The company lost 147.44 billion yen during the same period last year, when it booked a 150 billion yen charge to revamp its businesses.

Revenue for the April-September period fell 0.4 percent to 2.14 trillion yen.

Following a gloomy start, the mood in the information technology sector improved during the last three months of the first half, with more businesses restarting their IT investment, Fujitsu said.

Sales in the firm’s software business fell 1 percent during the six-month period, while operating profit was nearly halved to 28.8 billion yen, dragged down by a poor showing in North America and by heavy development investment.

The firm’s hardware business narrowed its operating loss by 10 billion yen to 20.7 billion yen — despite a 6 percent drop in sales — thanks to cost-cutting moves.

Sales of personal computers and mobile handsets were brisk, though this could not offset sluggish sales of server and network equipment, the company said.

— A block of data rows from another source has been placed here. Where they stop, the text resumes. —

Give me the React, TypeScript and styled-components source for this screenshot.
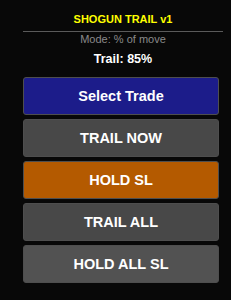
import * as React from 'react'
import styled, { createGlobalStyle } from 'styled-components'

type Tone = 'blue' | 'grey' | 'orange' | 'light'

const tones: Record<Tone, string> = {
  blue: '#1c1c8a',
  grey: '#484848',
  orange: '#b45a00',
  light: '#525252'
}

const buttons: { label: string, tone: Tone }[] = [
  { label: 'Select Trade', tone: 'blue' },
  { label: 'TRAIL NOW', tone: 'grey' },
  { label: 'HOLD SL', tone: 'orange' },
  { label: 'TRAIL ALL', tone: 'grey' },
  { label: 'HOLD ALL SL', tone: 'light' }
]

export default function App () {
  return (
    <>
      <GlobalStyle />
      <Panel>
        <Title>SHOGUN TRAIL v1</Title>
        <Mode>Mode: % of move</Mode>
        <Trail>Trail: 85%</Trail>
        <ButtonList>
          {buttons.map(b => (
            <ActionButton key={b.label} tone={b.tone}>{b.label}</ActionButton>
          ))}
        </ButtonList>
      </Panel>
    </>
  )
}

const GlobalStyle = createGlobalStyle`
  html, body {
    margin: 0;
    padding: 0;
    background: #080808;
  }
  body {
    font-family: "Liberation Sans", Arial, sans-serif;
    width: 231px;
    height: 300px;
    overflow: hidden;
  }
`

const Panel = styled.div`
  width: 200px;
  padding: 12px 0 0 23px;
  display: flex;
  flex-direction: column;
`

const Title = styled.div`
  font-size: 11px;
  line-height: 15px;
  font-weight: bold;
  color: #ffff00;
  text-align: center;
  padding-bottom: 4px;
  border-bottom: 1px solid #5a5a5a;
`

const Mode = styled.div`
  font-size: 11px;
  line-height: 14px;
  color: #8a8a8a;
  text-align: center;
`

const Trail = styled.div`
  margin-top: 5px;
  font-size: 12.5px;
  line-height: 16px;
  font-weight: bold;
  color: #ffffff;
  text-align: center;
`

const ButtonList = styled.div`
  margin-top: 10px;
  width: 196px;
  display: flex;
  flex-direction: column;
  gap: 4px;
`

const ActionButton = styled.button<{ tone: Tone }>`
  height: 38px;
  margin: 0;
  padding: 0;
  box-sizing: border-box;
  border: 1px solid #4e4e4e;
  border-radius: 3px;
  background: ${p => tones[p.tone]};
  color: #ffffff;
  font-family: "Liberation Sans", Arial, sans-serif;
  font-size: 14.5px;
  font-weight: bold;
  text-align: center;
  cursor: pointer;
`
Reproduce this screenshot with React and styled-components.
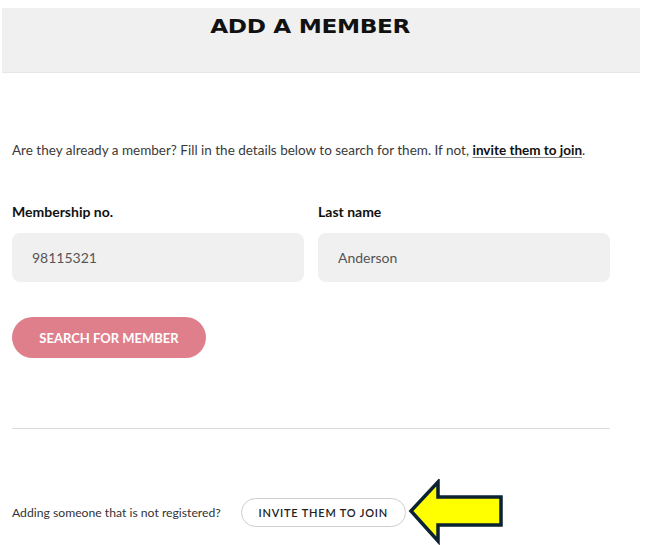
import React from 'react'
import styled, { createGlobalStyle } from 'styled-components'

const Global = createGlobalStyle`
    body {
        margin: 0;
        background: #fff;
        font-family: Lato, "Open Sans", sans-serif;
        color: #222;
    }
`

const Page = styled.div`
    width: 651px;
    height: 545px;
    overflow: hidden;
`
const Header = styled.div`
    margin: 8px 11px 0 2px;
    height: 65px;
    background-color: #f0f0f0;
    border-bottom: 1px solid #e6e6e6;
    box-sizing: border-box;
    padding: 6px 22px 0 0;
    text-align: center;
`
const Title = styled.h1`
    margin: 0;
    font-family: "DejaVu Sans", sans-serif;
    font-size: 20px;
    font-weight: 800;
    letter-spacing: -0.3px;
    color: #111;
    display: inline-block;
    transform: scaleX(1.16);
`
const Content = styled.div`
    padding: 0 41px 0 12px;
`
const Intro = styled.p`
    margin: 68px 0 0;
    font-size: 13.5px;
    color: #3a3a3a;
    line-height: 18px;
`
const InlineLink = styled.a`
    color: #111;
    font-weight: 700;
    text-decoration: underline;
    text-decoration-color: #888;
    text-underline-offset: 2px;
    cursor: pointer;
`
const Fields = styled.div`
    display: grid;
    grid-template-columns: 1fr 1fr;
    column-gap: 14px;
    margin-top: 44px;
`
const Field = styled.div`
    display: flex;
    flex-direction: column;
`
const Label = styled.label`
    font-size: 14px;
    font-weight: 700;
    color: #111;
    line-height: 18px;
    margin-bottom: 12px;
`
const Input = styled.input`
    height: 49px;
    box-sizing: border-box;
    border: none;
    border-radius: 8px;
    background-color: #f0f0f0;
    padding: 0 20px;
    font-family: Lato, sans-serif;
    font-size: 14px;
    color: #555;
    outline: none;
`
const SearchButton = styled.button`
    margin-top: 35px;
    width: 194px;
    height: 41px;
    border: none;
    border-radius: 21px;
    background-color: #e07f8c;
    color: #fff;
    font-family: Lato, sans-serif;
    font-size: 13px;
    font-weight: 700;
    cursor: pointer;
`
const Divider = styled.hr`
    margin: 70px 0 0;
    border: none;
    border-top: 1px solid #dcdcdc;
`
const Footer = styled.div`
    display: flex;
    align-items: center;
    margin-top: 69px;
`
const FooterText = styled.span`
    font-size: 12.2px;
    color: #333;
    margin-right: 20px;
`
const InviteButton = styled.button`
    width: 165px;
    height: 29px;
    border: 1px solid #cfcfcf;
    border-radius: 15px;
    background: #fff;
    font-family: Lato, sans-serif;
    font-size: 11px;
    font-weight: 600;
    letter-spacing: 0.8px;
    color: #222;
    cursor: pointer;
`
const ArrowWrap = styled.div`
    position: relative;
    width: 0;
    height: 29px;
`
const Arrow = styled.svg`
    position: absolute;
    left: 2px;
    top: -19px;
`

const Callout = () => (
    <Arrow width="96" height="66" viewBox="0 0 96 66">
        <polygon
            points="3,32 30,3 30,18 93,18 93,46 30,46 30,62"
            fill="#ffff00"
            stroke="#0b2233"
            strokeWidth="3.5"
            strokeLinejoin="miter"
        />
    </Arrow>
)

const App = () => {
    return (
        <Page>
            <Global />
            <Header>
                <Title>ADD A MEMBER</Title>
            </Header>
            <Content>
                <Intro>
                    Are they already a member? Fill in the details below to search for them. If not,{' '}
                    <InlineLink>invite them to join</InlineLink>.
                </Intro>
                <Fields>
                    <Field>
                        <Label>Membership no.</Label>
                        <Input defaultValue="98115321" />
                    </Field>
                    <Field>
                        <Label>Last name</Label>
                        <Input defaultValue="Anderson" />
                    </Field>
                </Fields>
                <SearchButton>SEARCH FOR MEMBER</SearchButton>
                <Divider />
                <Footer>
                    <FooterText>Adding someone that is not registered?</FooterText>
                    <InviteButton>INVITE THEM TO JOIN</InviteButton>
                    <ArrowWrap>
                        <Callout />
                    </ArrowWrap>
                </Footer>
            </Content>
        </Page>
    )
}

export default App
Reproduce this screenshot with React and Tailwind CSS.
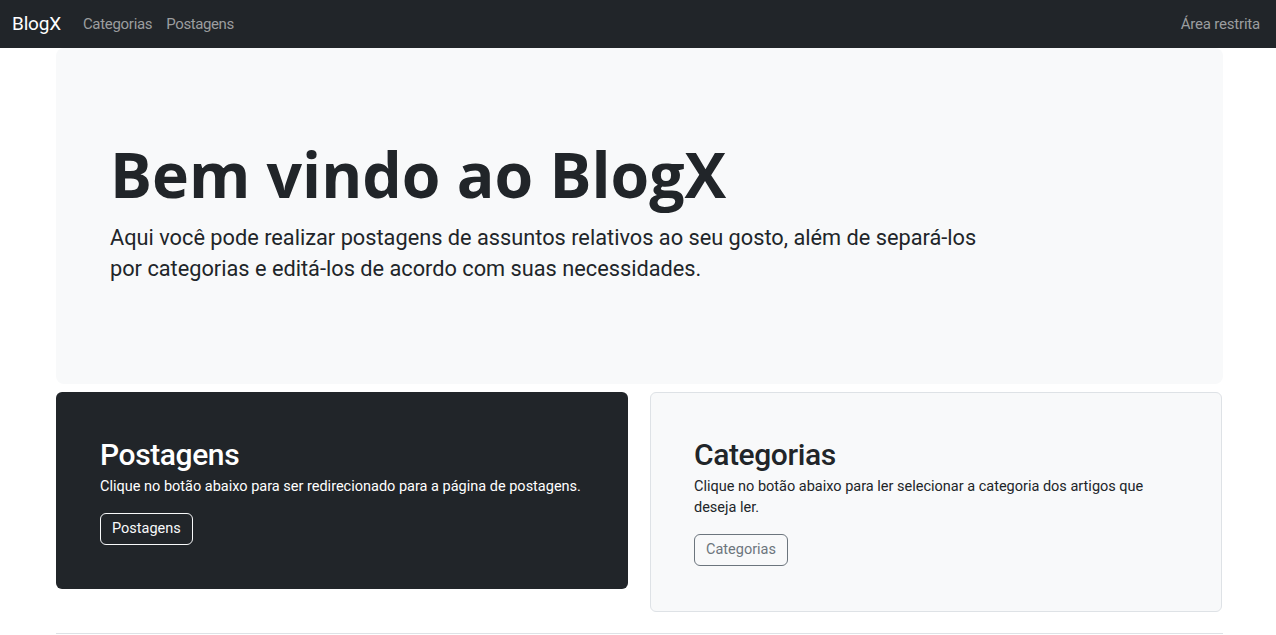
import React from "react";

export default function App() {
  return (
    <div className="bg-white text-[#212529]" style={{ fontFamily: "Roboto, 'Noto Sans', sans-serif" }}>
      <nav className="h-12 bg-[#212529] flex items-center pl-3 pr-4">
        <a className="text-white text-[19px] leading-[30px] tracking-[-0.2px] mr-[14px]">BlogX</a>
        <a className="text-[#9b9d9f] text-[15px] tracking-[-0.3px] px-2">Categorias</a>
        <a className="text-[#9b9d9f] text-[15px] tracking-[-0.4px] px-[6px]">Postagens</a>
        <a className="ml-auto text-[#9b9d9f] text-[15px] tracking-[-0.2px]">Área restrita</a>
      </nav>

      <main className="ml-[56px] w-[1167px]">
        <section className="h-[336px] bg-[#f8f9fa] rounded-lg pt-[89px] pl-[54px]">
          <h1
            className="text-[62.5px] leading-[74px] font-bold mb-[11px]"
            style={{ fontFamily: "'Open Sans', Roboto, sans-serif" }}
          >
            Bem vindo ao BlogX
          </h1>
          <p className="text-[21.75px] leading-[31px] w-[885px]">
            Aqui você pode realizar postagens de assuntos relativos ao seu gosto, além de separá-los por categorias e editá-los de acordo com suas necessidades.
          </p>
        </section>

        <div className="grid grid-cols-[572px_572px] items-start gap-[22px] mt-2">
          <div className="bg-[#212529] text-white rounded-md p-11">
            <h2 className="text-[30px] leading-[37px] font-medium tracking-[-0.4px] mb-[3px]">Postagens</h2>
            <p className="text-[14.5px] leading-[21px] mb-4 whitespace-nowrap">Clique no botão abaixo para ser redirecionado para a página de postagens.</p>
            <button className="h-8 px-[11px] border border-[#f8f9fa] rounded-md text-[14.5px] text-[#f8f9fa]">Postagens</button>
          </div>
          <div className="bg-[#f8f9fa] border border-[#dee2e6] rounded-md px-[43px] pt-[43px] pb-[45px]">
            <h2 className="text-[30px] leading-[37px] font-medium tracking-[-0.4px] mb-[3px]">Categorias</h2>
            <p className="text-[14.5px] leading-[21px] mb-4 w-[470px]">Clique no botão abaixo para ler selecionar a categoria dos artigos que deseja ler.</p>
            <button className="h-8 px-[11px] border border-[#6c757d] rounded-md text-[14.5px] text-[#6c757d]">Categorias</button>
          </div>
        </div>

        <footer className="mt-[21px] border-t border-[#dee2e6]"></footer>
      </main>
    </div>
  );
}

The firm’s electronic component business narrowed its operating loss to 1.2 billion yen, on a 15.8 percent increase in sales, buoyed by strong demand for plasma display panels and semiconductors for digital audiovisual products and mobile handsets.

Hitachi falters

Meanwhile, rival Hitachi Ltd. said its net profit for the first half dropped 5 percent to 5.38 billion yen.

Revenue stood at 4.04 trillion yen, up 3 percent from a year earlier.

The company said its operating loss during the first three months of the April-September period was made up somewhat during the second quarter.

For the full year through March, the company forecasts a group net profit of 10 billion yen on revenue of 8.35 trillion yen.